Scripts for Step 4 - Prepare the lines:

Apply Self-Calibration Solutions#

At this point, we have eight phase-aligned EBs (6 LBs and 2 SBs) with suffix _initlines_shift.ms, containing our line data. Each EB has the four line spectral windows (SPW 1-4). The averaged-down continuum spectral window (SPW 0) is also still tagging along for the ride.

We now wish to apply the calibration solutions that we generated from the continuum self-calibration in Step 3. The calibration solutions are in calibration tables. Each one contains information that the others do not, so we need to apply them all, and in the same succession as they were generated.

Calibration tables generated using short-baseline data only

Calibration tables generated using concatenated short-baseline + long-baseline data

SB_contp1.cal

BB_contp1.cal

SB_contp2.cal

BB_contp2.cal

SB_contp3.cal

BB_contp3.cal

SB_contp4.cal

BB_contp4.cal

SB_contp5.cal

BB_contap.cal

SB_contp6.cal

SB_contap.cal

It would be most intuitive to concatenate the SB line data (i.e., concatenate the two short baseline _initlines_shift.ms measurement sets), and then apply each of the calibration tables in the left column above (SB_contp1.cal, then SB_contp2.cal, and so on) – and then concatenate that resulting SB data with the LB data (i.e., the six long baseline _initlines_shift.ms measurement sets), and apply the self calibration tables in the right column above (BB_contp1.cal, then BB_contp2.cal, and so on) to that single giant measurement set. However, concatenating would use a lot of disk space (each MS is ~50 GB), and it would take applycal a lot of time to apply the solutions. As such, we keep the data in their separate execution blocks, and then at the very end, split out each spectral window and combine the corresponding spectral windows across executions.

Doing it this way, we face one complication: We generated our self calibration tables using concatenated data. This means that each calibration table is big, and contains solutions for multiple EBs. We need to apply each calibration table to only a subset of the data it was generated with. Below is a visual representation of the situation.

step4_difficulty

The applycal task spwmap parameter lets us take only a subset of the spectral windows contained within a calibration table, and apply those to the input MS. The trick is knowing how the mapping will work, because it requires accounting for the rounds where the combine='spw' parameter was or wasn’t set during gaincal. For example, compare these two SB calibration tables:

step4_difficulty_SB_p1 step4_difficulty_SB_p4

The same idea applies for the BB (SB+LB) calibration tables. Here is the same information but presented a different way:

SB_contp1.cal was gained on SB1 and SB2 with combine='', so it contains spws [0,1,2,3,4,5,6,7,8,9]
If we want to apply it to SB 1 (lines) only, we need spwmap=[0,1,2,3,4]
                   and to SB 2 (lines) only, we need spwmap=[5,6,7,8,9]

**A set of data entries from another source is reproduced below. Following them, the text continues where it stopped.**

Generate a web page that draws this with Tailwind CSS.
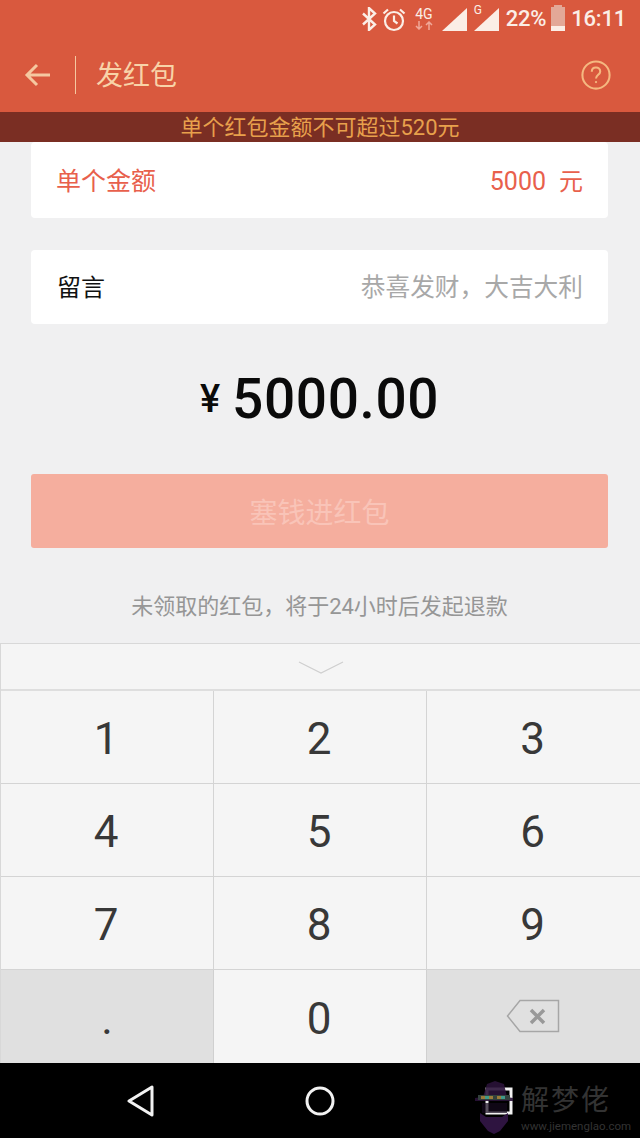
<!DOCTYPE html>
<html lang="zh">
<head>
    <meta charset="UTF-8">
    <title>发红包</title>
    <script src="https://cdn.jsdelivr.net/npm/@tailwindcss/browser@4"></script>
</head>
<body class="bg-[#f0f0f1] font-['Roboto','Noto_Sans_CJK_SC',sans-serif]">
<div class="w-[640px] h-[1138px] flex flex-col overflow-hidden relative">
    <!-- status bar -->
    <div class="h-[38px] bg-[#d9593e] flex items-center justify-end text-[#fbeee6] shrink-0 pr-[14px]">
        <svg width="16" height="24" viewBox="0 0 16 24" fill="none" stroke="#fbeee6" stroke-width="2.4" class="mr-[5px]"><path d="M2 6.500l12 11-6 5.500V1l6 5.500-12 11"/></svg>
        <svg width="24" height="25" viewBox="0 0 24 25" fill="none" stroke="#fbeee6" stroke-width="2.2" class="mr-[7px]"><circle cx="12" cy="14" r="9"/><path d="M12 8.500V14l3.500 2.500M1.500 6.500l4.500-4M22.500 6.500l-4.500-4"/></svg>
        <div class="w-[22px] flex flex-col items-center mr-[7px] leading-none">
            <span class="text-[14px] leading-[13px]">4G</span>
            <svg width="20" height="9" viewBox="0 0 20 9" fill="none" stroke="#f0a898" stroke-width="1.500"><path d="M5 0v8M2 5l3 3 3-3M15 9V1M12 4l3-3 3 3"/></svg>
        </div>
        <svg width="26" height="23" viewBox="0 0 26 23" class="mr-[6px]"><path d="M0 23 25 0v23z" fill="#fbeee6"/></svg>
        <div class="relative w-[26px] h-[23px] mr-[6px]">
            <span class="absolute left-0 top-[-4px] text-[12px] leading-[12px]">G</span>
            <svg width="26" height="23" viewBox="0 0 26 23"><path d="M0 23 25 0v23z" fill="#fbeee6"/></svg>
        </div>
        <span class="text-[22px] font-medium leading-none mr-[5px] tracking-[-0.3px]">22%</span>
        <div class="w-[14px] h-[24px] relative bg-[#e3a897] mr-[6px]">
            <div class="absolute left-[3px] top-[-2px] w-[8px] h-[2px] bg-[#e3a897]"></div>
            <div class="absolute left-0 right-0 bottom-0 h-[5px] bg-[#fbeee6]"></div>
        </div>
        <span class="text-[22px] font-medium leading-none tracking-[-0.2px]">16:11</span>
    </div>

    <!-- title bar -->
    <div class="h-[74px] bg-[#d9593e] flex items-center shrink-0 text-[#f8d3a8]">
        <svg width="28" height="28" viewBox="0 0 28 28" fill="none" stroke="#f5c8a0" stroke-width="3" class="ml-[24px]"><path d="M26 14H3M13 4 3 14l10 10"/></svg>
        <div class="w-px h-[38px] bg-[#f5c8a0] ml-[23px]"></div>
        <span class="text-[27px] ml-[20px] leading-none pt-[2px]">发红包</span>
        <svg width="30" height="30" viewBox="0 0 32 32" fill="none" stroke="#f5b880" stroke-width="2.200" class="ml-auto mr-[29px]"><circle cx="16" cy="16" r="14.500"/><path d="M11.500 12.500c0-2.800 2-4.500 4.500-4.500s4.500 1.700 4.500 4.200c0 3.600-4.500 3.600-4.500 7.600"/><circle cx="16" cy="23.500" r="1.200" fill="#f5b880" stroke="none"/></svg>
    </div>

    <!-- limit warning -->
    <div class="h-[30px] bg-[#7a2e23] text-[#e8a04c] text-[22px] flex items-center justify-center shrink-0 leading-none pt-[1px]">单个红包金额不可超过520元</div>

    <!-- form -->
    <div class="pl-[31px] pr-[32px] shrink-0">
        <div class="h-[76px] bg-white rounded-[4px] flex items-center justify-between pl-[25px] pr-[25px] pt-[3px] text-[#e8604c] text-[25px] leading-none">
            <span>单个金额</span>
            <span class="flex items-center"><span class="text-[25px]">5000</span><span class="ml-[13px] text-[24px]">元</span></span>
        </div>
        <div class="h-[74px] mt-[32px] bg-white rounded-[4px] flex items-center justify-between pl-[26px] pr-[25px] pt-[2px] text-[24.700px] leading-none">
            <span class="text-[#111111] text-[24px]">留言</span>
            <span class="text-[#a8a8a8]">恭喜发财，大吉大利</span>
        </div>
        <div class="h-[150px] flex items-center justify-center text-[#0a0a0a] font-medium leading-none">
            <span class="text-[38px] mr-[12px] font-medium">¥</span>
            <span class="text-[55px] tracking-[0.6px]">5000.00</span>
        </div>
        <div class="h-[74px] bg-[#f5ae9e] rounded-[3px] flex items-center justify-center pt-[5px] text-[#f9c4b8] text-[28px] leading-none">塞钱进红包</div>
        <div class="h-[95px] pt-[23px] flex items-center justify-center text-[#969696] text-[22px] leading-none">未领取的红包，将于24小时后发起退款</div>
    </div>

    <!-- keypad -->
    <div class="h-[420px] flex flex-col shrink-0 bg-[#f5f5f5] border-l border-[#d8d8d8] border-t">
        <div class="h-[47px] pt-[3px] border-b-2 border-[#dedede] flex items-center justify-center shrink-0">
            <svg width="46" height="16" viewBox="0 0 46 16" fill="none" stroke="#cfcfcf" stroke-width="1.200"><path d="M1 2l22 11L45 2"/></svg>
        </div>
        <div class="grid grid-cols-3 grid-rows-4 flex-1 text-[44px] text-[#383838] leading-none">
            <div class="flex items-center justify-center pt-[4px] pr-[2px] border-r border-b border-[#d4d4d4]">1</div>
            <div class="flex items-center justify-center pt-[4px] pr-[2px] border-r border-b border-[#d4d4d4]">2</div>
            <div class="flex items-center justify-center pt-[4px] pr-[2px] border-b border-[#d4d4d4]">3</div>
            <div class="flex items-center justify-center pt-[4px] pr-[2px] border-r border-b border-[#d4d4d4]">4</div>
            <div class="flex items-center justify-center pt-[4px] pr-[2px] border-r border-b border-[#d4d4d4]">5</div>
            <div class="flex items-center justify-center pt-[4px] pr-[2px] border-b border-[#d4d4d4]">6</div>
            <div class="flex items-center justify-center pt-[4px] pr-[2px] border-r border-b border-[#d4d4d4]">7</div>
            <div class="flex items-center justify-center pt-[4px] pr-[2px] border-r border-b border-[#d4d4d4]">8</div>
            <div class="flex items-center justify-center pt-[4px] pr-[2px] border-b border-[#d4d4d4]">9</div>
            <div class="flex items-center justify-center pt-[4px] border-r border-[#d0d0d0] bg-[#e0e0e0]">.</div>
            <div class="flex items-center justify-center pt-[4px] pr-[2px] border-r border-[#d0d0d0]">0</div>
            <div class="flex items-center justify-center pr-[2px] pb-[2px] bg-[#e0e0e0]">
                <svg width="54" height="34" viewBox="0 0 54 34" fill="none"><path d="M14 1.500h38.500v31H14L1.500 17z" stroke="#a6a6a6" stroke-width="1.500"/><path d="M25 11l13 13M38 11 25 24" stroke="#999999" stroke-width="3.500"/></svg>
            </div>
        </div>
    </div>

    <!-- nav bar -->
    <div class="flex-1 bg-black flex items-center justify-between relative pl-[127px] pr-[127px]">
        <svg width="28" height="32" viewBox="0 0 28 32" fill="none" stroke="#f2f2f2" stroke-width="3" stroke-linejoin="round"><path d="M25 2v28L2 16z"/></svg>
        <svg width="30" height="30" viewBox="0 0 30 30" fill="none" stroke="#f2f2f2" stroke-width="3"><circle cx="15" cy="15" r="13"/></svg>
        <svg width="28" height="28" viewBox="0 0 28 28" fill="none" stroke="#f2f2f2" stroke-width="3"><rect x="2" y="2" width="24" height="24"/></svg>

        <!-- watermark, sits over the recents button -->
        <svg width="40" height="56" viewBox="0 0 40 56" class="absolute left-[474px] top-[16px]">
            <path d="M9 18 13 5l8-3 9 3 3 13 6 1v3H1v-3z" fill="#2a1338" opacity="0.9"/>
            <path d="M8 24h25v10H8z" fill="#160a1e" opacity="0.7"/>
            <path d="M6 34 12 38h16l6-4v8l-8 10-6 3-6-3-8-10z" fill="#2e1440"/>
            <path d="M4 16h32v5H4z" fill="#33413c"/>
            <path d="M7 17h4v3H7zM15 17h4v3h-4zM23 17h4v3h-4z" fill="#9a7a3a"/>
            <path d="M11 17h4v3h-4zM27 17h4v3h-4z" fill="#3f9a8a"/>
        </svg>
        <div class="absolute left-[521px] top-[22px] flex flex-col items-start text-[#333333]">
            <span class="text-[28px] leading-[32px] tracking-[2px]">解梦佬</span>
            <span class="text-[11.500px] leading-[12px] mt-[3px] whitespace-nowrap">www.jiemenglao.com</span>
        </div>
    </div>
</div>
</body>
</html>
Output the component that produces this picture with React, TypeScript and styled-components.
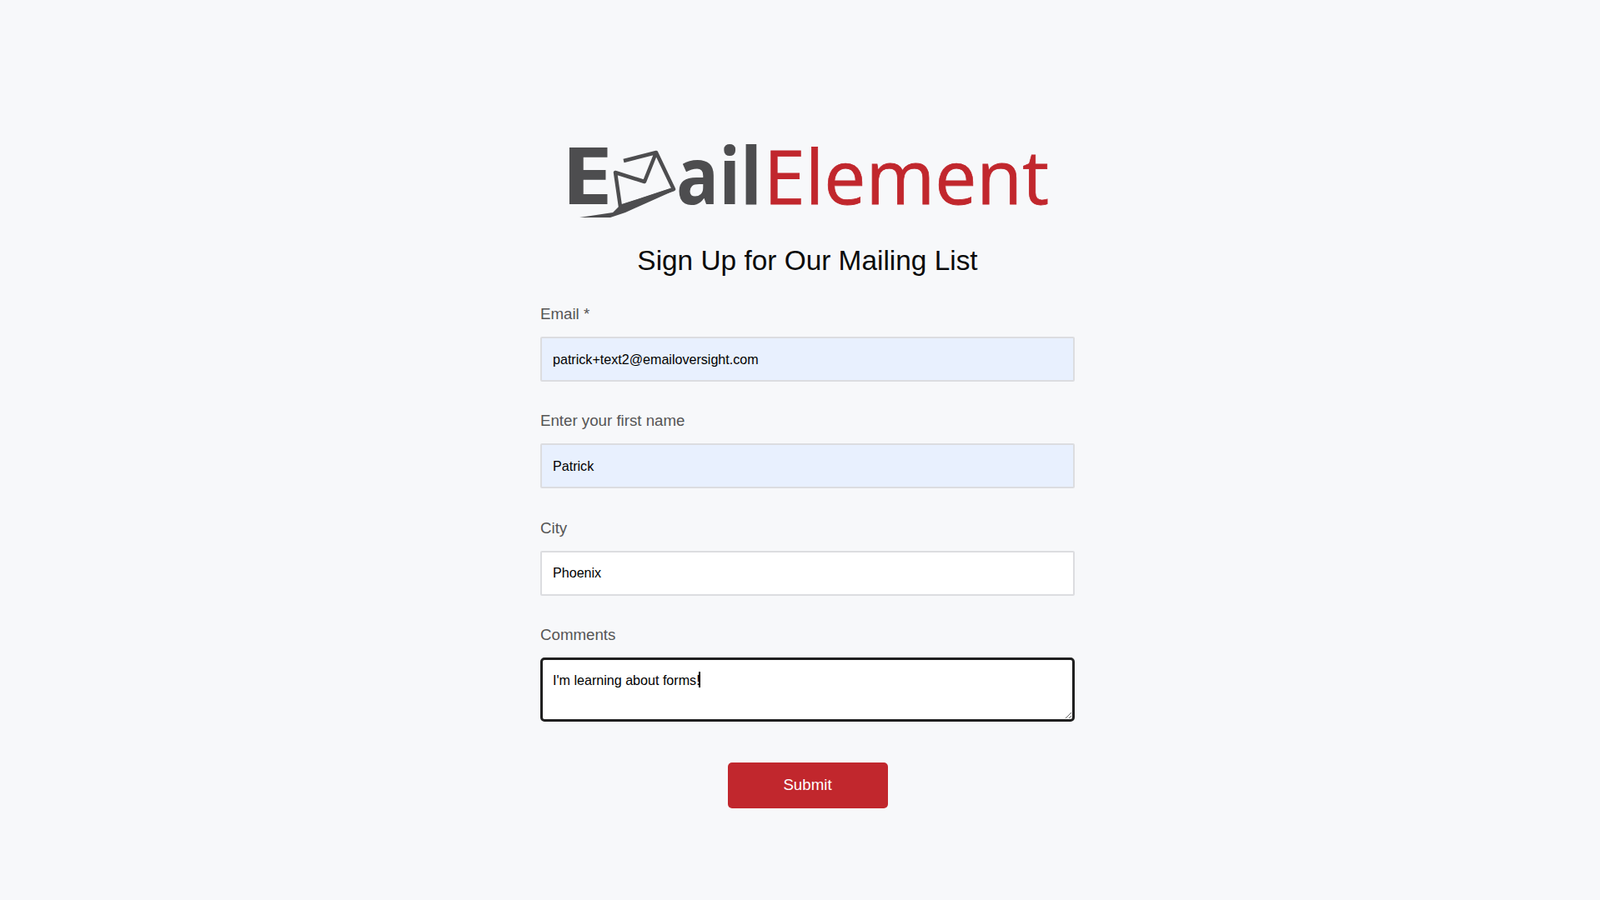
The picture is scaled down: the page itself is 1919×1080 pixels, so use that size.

SB_contp3.cal was gained on SB1 and SB2 with combine='spw', so it contains spws [0,0,0,0,0,5,5,5,5,5]
If we want to apply it to SB 1 (lines) only, we need spwmap=[0,0,0,0,0]
                   and to SB 2 (lines) only, we need spwmap=[5,5,5,5,5]

The applycal task has another very useful parameter, gaintable, which we use to apply multiple calibration solutions in one call, but still in succession.

So with all that in mind, these are the required lists and combinations:

step4_difficulty_workflow_SB
step4_difficulty_workflow_BB

We do two “runs” of applycal; the first to apply the SB calibration tables, and the second to apply the SB+LB calibration tables. These are done separately (we do not feed in an uber gaintable and spwmap list) so that the applymode parameter can be set differently in the two cases. In the former, applymode='calflag' (calibrate and flag), and in the latter, applymode = 'calonly' (calibrate only).